The Clean Coder, Chapter 3 & 4

Chapter 3 and 4 of The Clean Coder by Robert C. Martin explains when to say “yes” in workplace and what are some of the authors personal definitions and experiences of good or bad coding practices. Author also explains some strategies on what is good coding practices and how to become a successful, efficient and professional coder.

For me personally, these two chapters were as interesting and informative as the first two chapters of this book. I really liked how the author talked about the importance of time and being late. Author said, “regularly measure your progress against your goal, and come up with three fact-based end: best case, nominal case, and worst case.” The reason why this phrase resonated with me is because I was discussing with my group and Dr. Wurst earlier that how I feel like the daily scrums are happening too often for me during the week.
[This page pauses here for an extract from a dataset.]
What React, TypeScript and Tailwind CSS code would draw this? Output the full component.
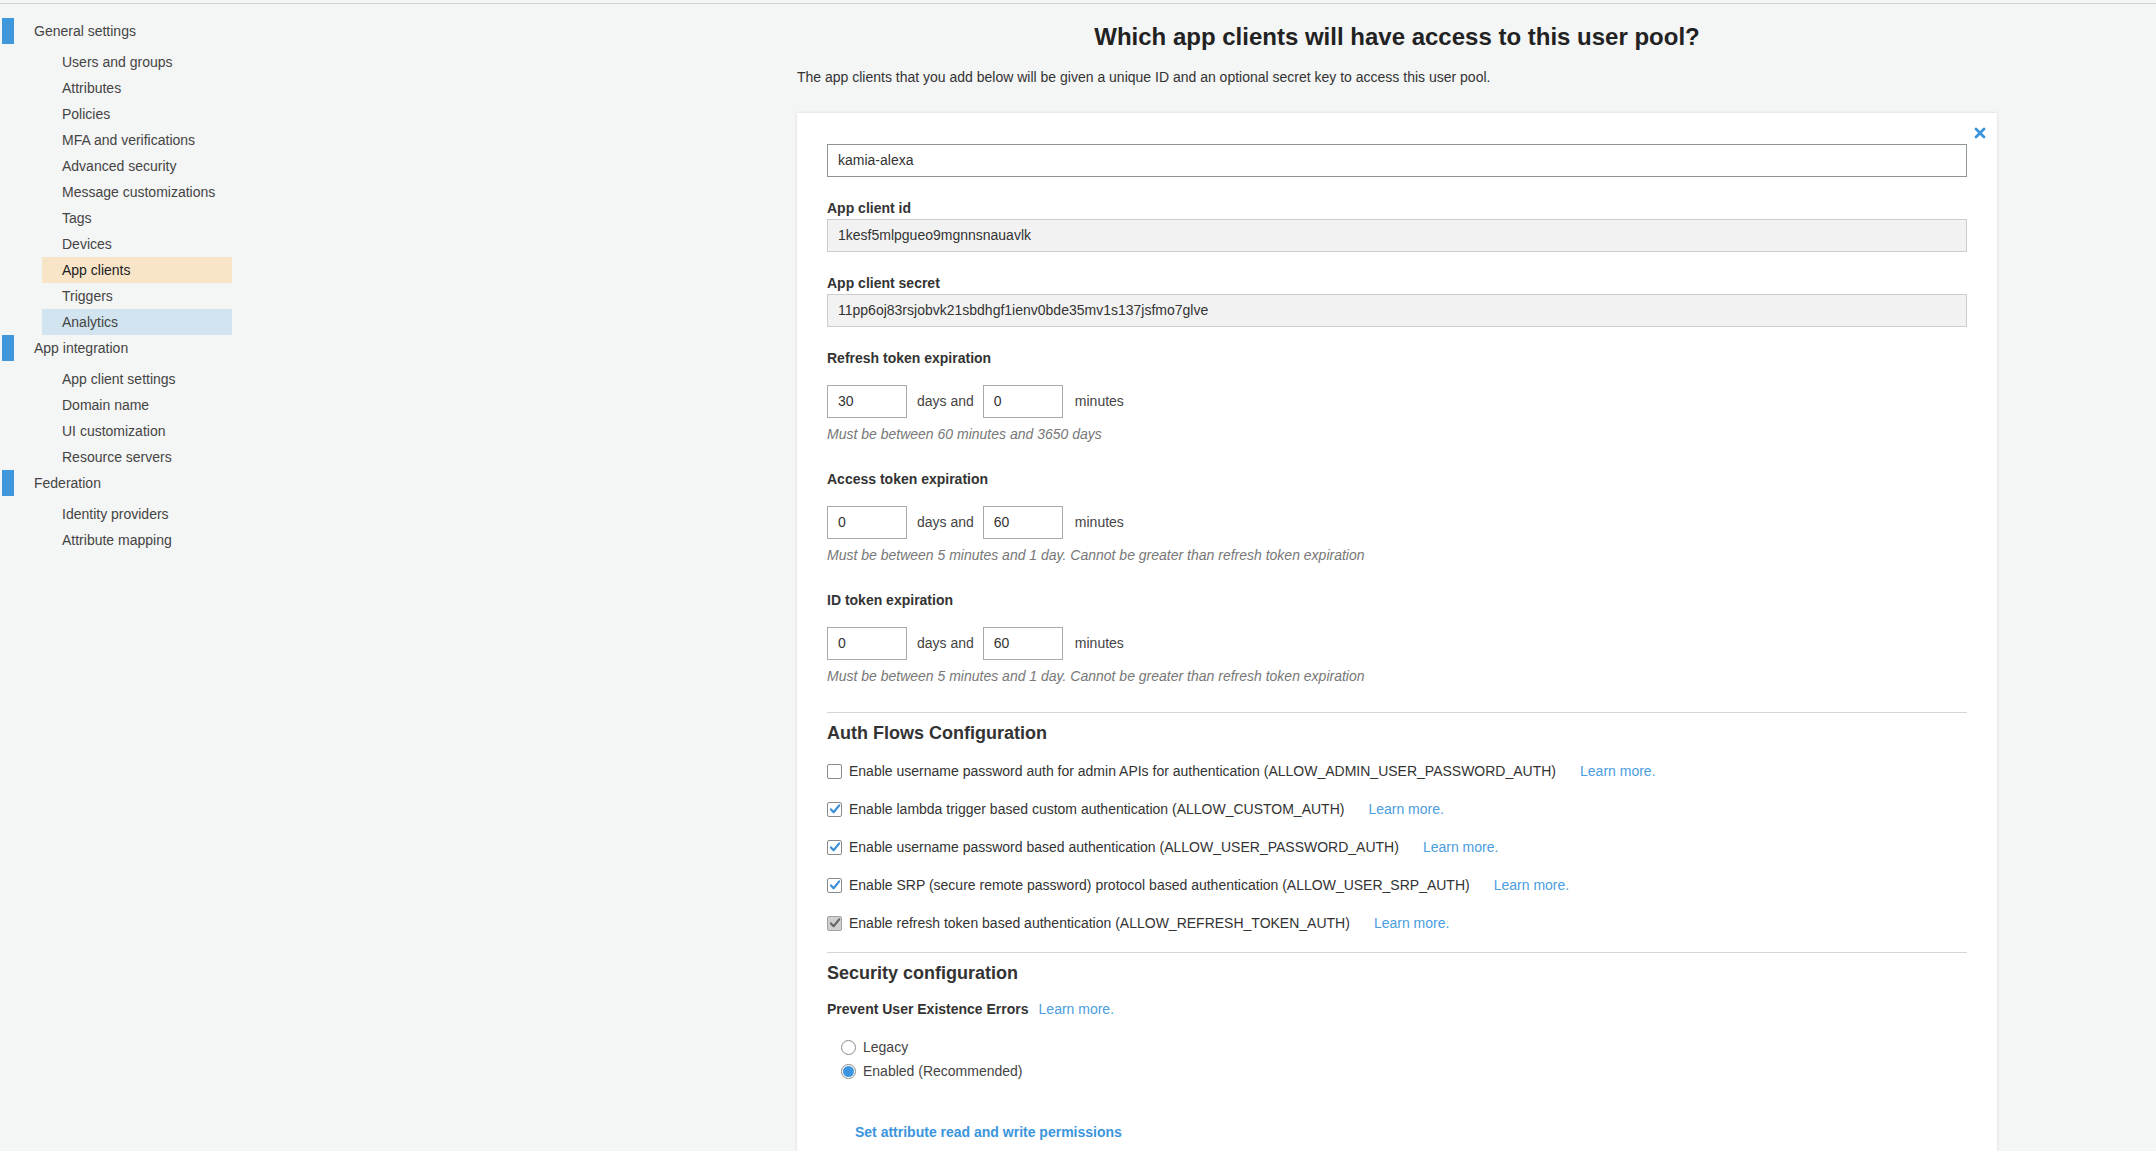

I am too busy during the week and I barely get anything done. So, for the daily scrums I won’t have anything significant to talk about or offer to the group during week that can show that I am progressing and not stagnant in my contribution to the team. Dr. Wurst respond was that I do not have to say what I cannot deliver. He elaborated that some team members might have time during week days and can get done more during that period. While some group members might be busy during week days and can contribute more over weekend. In either case, commit to a time and task; and deliver it. This gives team members a clear picture of where the member is and what he/she is doing. This is what the author also suggests that be transparent with your team members. If you are going to be late on a task that you committed to. Let your team know about it that you committed to this task, but this is how much progress you have made so far and this is your plan to finish it up. If you are stuck, ask for help from your team members. There might be a member who might have a solution to your problem or you can do pair programming with another team member. The bottom-line is that be honest and transparent with your team.

It was a joyful and learning read for me. I look forward to more reading and writing about this book!!